Semiconductor devices are continuously increasing in performance, and at the same time are generating increasing amounts of excess heat during operation. As individual devices are continually reduced in size, with more heat generated in a shrinking area, the problem of heat dissipation has become a critical factor affecting device performance.
In order to effectively cool a device chip, a heat spreader chip is typically attached to the backside of the device chip. FIG. 1 shows a conventional arrangement of a semiconductor module, where a device chip 1 (having the actual devices fabricated in region 1 a near its front surface) is turned face down and electrically connected to a substrate 2; a number of C4 connectors 3 (controlled-collapse chip connectors) form the interconnects between the devices and the substrate. A layer 4 of heat-conducting material is applied to the backside 1b of device chip 1; this layer serves to attach heat spreader chip 5 to the device chip. A shown in FIG. 1, heat spreader chip 5 is typically larger than device chip 1. A conventional material for heat spreader chip 5 is SiC.

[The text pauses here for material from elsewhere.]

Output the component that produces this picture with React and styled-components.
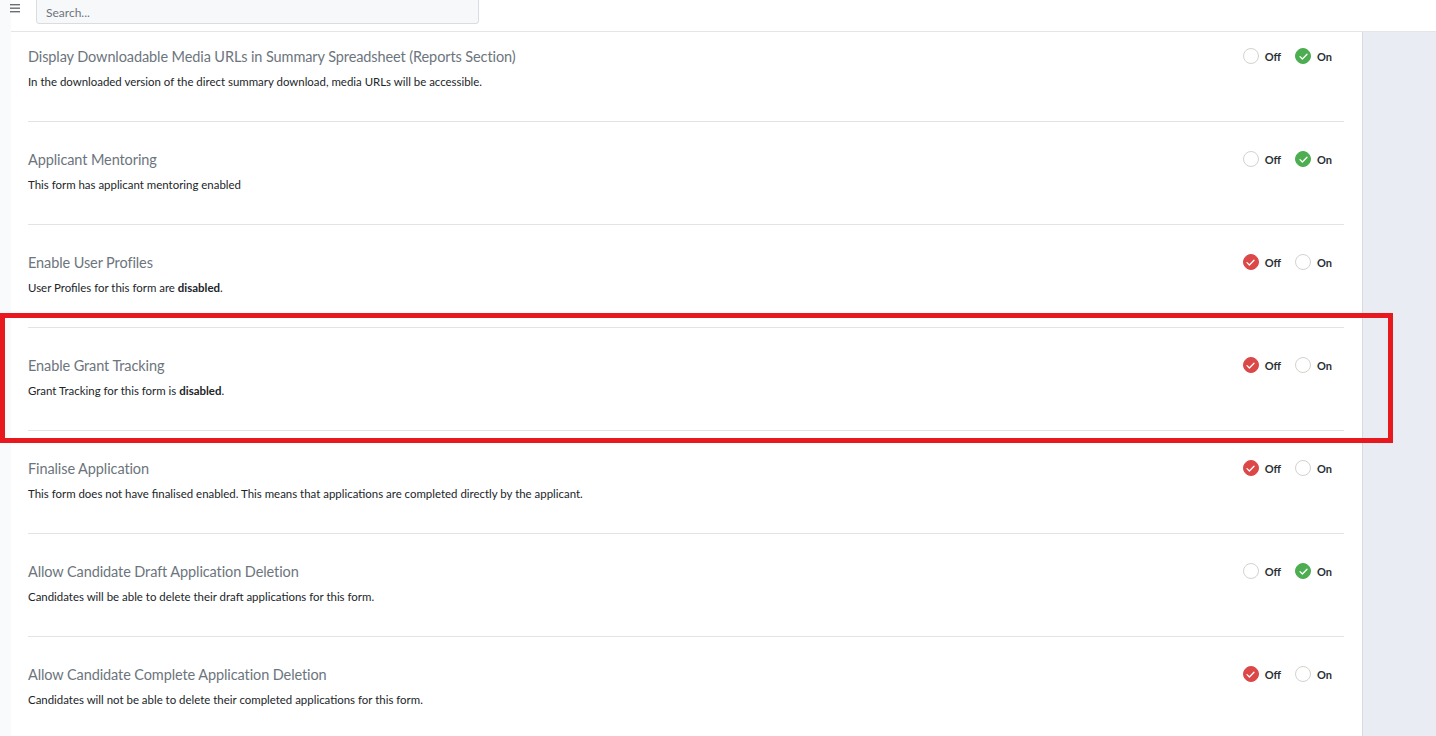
import React from "react";
import styled, { createGlobalStyle } from "styled-components";

const Global = createGlobalStyle`
  html, body { margin: 0; padding: 0; height: 100%; overflow: hidden; }
  body { font-family: Lato, "Open Sans", sans-serif; background: #ffffff; }
  #root { height: 100%; }
`;

const Shell = styled.div`
  position: relative;
  display: flex;
  height: 736px;
  width: 1436px;
  overflow: hidden;
`;

const LeftStrip = styled.div`
  width: 11px;
  flex: none;
  background: #f9fafb;
  position: relative;
`;

const Burger = styled.div`
  position: absolute;
  left: 10px;
  top: 4px;
  z-index: 2;
  display: flex;
`;

const Main = styled.div`
  flex: 1;
  display: flex;
  flex-direction: column;
  min-width: 0;
`;

const Header = styled.header`
  height: 32px;
  box-sizing: border-box;
  flex: none;
  display: flex;
  align-items: flex-end;
  padding: 0 0 7px 25px;
  border-bottom: 1px solid #e3e5e8;
  background: #fff;
  overflow: hidden;
`;

const SearchInput = styled.input`
  width: 443px;
  height: 30px;
  flex: none;
  box-sizing: border-box;
  border: 1px solid #d9dce0;
  border-radius: 3px;
  background: #f7f8fa;
  padding: 7px 9px 0;
  font-family: Lato, "Open Sans", sans-serif;
  font-size: 12px;
  color: #495057;
  outline: none;
  &::placeholder { color: #6c757d; }
`;

const Body = styled.div`
  flex: 1;
  display: flex;
  min-height: 0;
`;

const Content = styled.div`
  flex: 1;
  padding: 0 18px 0 17px;
  background: #fff;
`;

const SidePanel = styled.aside`
  width: 73px;
  flex: none;
  background: #e9ecf2;
  border-left: 1px solid #d6dae1;
`;

const Row = styled.div`
  display: flex;
  justify-content: space-between;
  align-items: flex-start;
  padding: 28px 0 30px;
  border-top: 1px solid #e2e3e5;
  &:first-child {
    border-top: none;
    padding-top: 15px;
  }
`;

const Text = styled.div`
  display: flex;
  flex-direction: column;
  gap: 6px;
`;

const Title = styled.div`
  font-size: 14.5px;
  line-height: 20px;
  color: #6c757d;
  letter-spacing: -0.1px;
`;

const Desc = styled.div`
  font-size: 11.45px;
  line-height: 18px;
  color: #212529;
  b { font-weight: 700; }
`;

const Options = styled.div`
  display: flex;
  align-items: center;
  gap: 14px;
  height: 18px;
  padding-right: 12px;
`;

const Option = styled.label`
  display: flex;
  align-items: center;
  gap: 6px;
  font-size: 11px;
  font-weight: 700;
  color: #2b2f33;
`;

const Circle = styled.span`
  width: 16px;
  height: 16px;
  box-sizing: border-box;
  border-radius: 50%;
  display: flex;
  align-items: center;
  justify-content: center;
  background: ${(p) => (p.$checked ? p.$color : "#fff")};
  border: 1px solid ${(p) => (p.$checked ? p.$color : "#d5d2cc")};
`;

const Highlight = styled.div`
  position: absolute;
  left: 0;
  top: 313px;
  width: 1393px;
  height: 130px;
  box-sizing: border-box;
  border: 5px solid #e8191e;
  pointer-events: none;
`;

const Check = () => (
  <svg width="9" height="7" viewBox="0 0 9 7" fill="none">
    <path d="M1 3.6 L3.4 6 L8 1.2" stroke="#fff" strokeWidth="1.3" strokeLinecap="round" strokeLinejoin="round" />
  </svg>
);

const Radio = ({ label, checked, color }) => (
  <Option>
    <Circle $checked={checked} $color={color}>{checked && <Check />}</Circle>
    {label}
  </Option>
);

const GREEN = "#4cae50";
const RED = "#dc4848";

const rows = [
  {
    title: "Display Downloadable Media URLs in Summary Spreadsheet (Reports Section)",
    desc: <>In the downloaded version of the direct summary download, media URLs will be accessible.</>,
    on: true,
  },
  { title: "Applicant Mentoring", desc: <>This form has applicant mentoring enabled</>, on: true },
  { title: "Enable User Profiles", desc: <>User Profiles for this form are <b>disabled</b>.</>, on: false },
  { title: "Enable Grant Tracking", desc: <>Grant Tracking for this form is <b>disabled</b>.</>, on: false },
  {
    title: "Finalise Application",
    desc: <>This form does not have finalised enabled. This means that applications are completed directly by the applicant.</>,
    on: false,
  },
  {
    title: "Allow Candidate Draft Application Deletion",
    desc: <>Candidates will be able to delete their draft applications for this form.</>,
    on: true,
  },
  {
    title: "Allow Candidate Complete Application Deletion",
    desc: <>Candidates will not be able to delete their completed applications for this form.</>,
    on: false,
  },
];

export default function App() {
  return (
    <>
      <Global />
      <Shell>
        <LeftStrip>
          <Burger>
            <svg width="10" height="9" viewBox="0 0 10 9">
              <rect x="0" y="0" width="10" height="1.4" fill="#6b6f74" />
              <rect x="0" y="3.5" width="10" height="1.4" fill="#6b6f74" />
              <rect x="0" y="7" width="10" height="1.4" fill="#6b6f74" />
            </svg>
          </Burger>
        </LeftStrip>
        <Main>
          <Header>
            <SearchInput placeholder="Search..." />
          </Header>
          <Body>
            <Content>
              {rows.map((r) => (
                <Row key={r.title}>
                  <Text>
                    <Title>{r.title}</Title>
                    <Desc>{r.desc}</Desc>
                  </Text>
                  <Options>
                    <Radio label="Off" checked={!r.on} color={RED} />
                    <Radio label="On" checked={r.on} color={GREEN} />
                  </Options>
                </Row>
              ))}
            </Content>
            <SidePanel />
          </Body>
        </Main>
        <Highlight />
      </Shell>
    </>
  );
}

A conventional material used in layer 4 to attach the heat spreader to the chip is thermal paste. The thermal paste layer is typically 50–100 μm thick. The thermal conductance of thermal paste is at best 0.05 W/cm° C., which does not allow for efficient heat transfer from the chip to the heat spreader. Solder has been used as an alternative material for layer 4; solder has better thermal conductance than thermal paste (about 0.2 W/cm° C.), but has physical properties that make it unattractive for this purpose in device processing. There is a need for a method and structure for attaching a heat spreader chip to a device chip, in which the attachment layer 4 has significantly higher thermal conductance than thermal paste. In addition, it is desirable that fabrication of such an attachment layer, and bonding of the heat spreader and device chip, be easily integrated into conventional device manufacturing processes.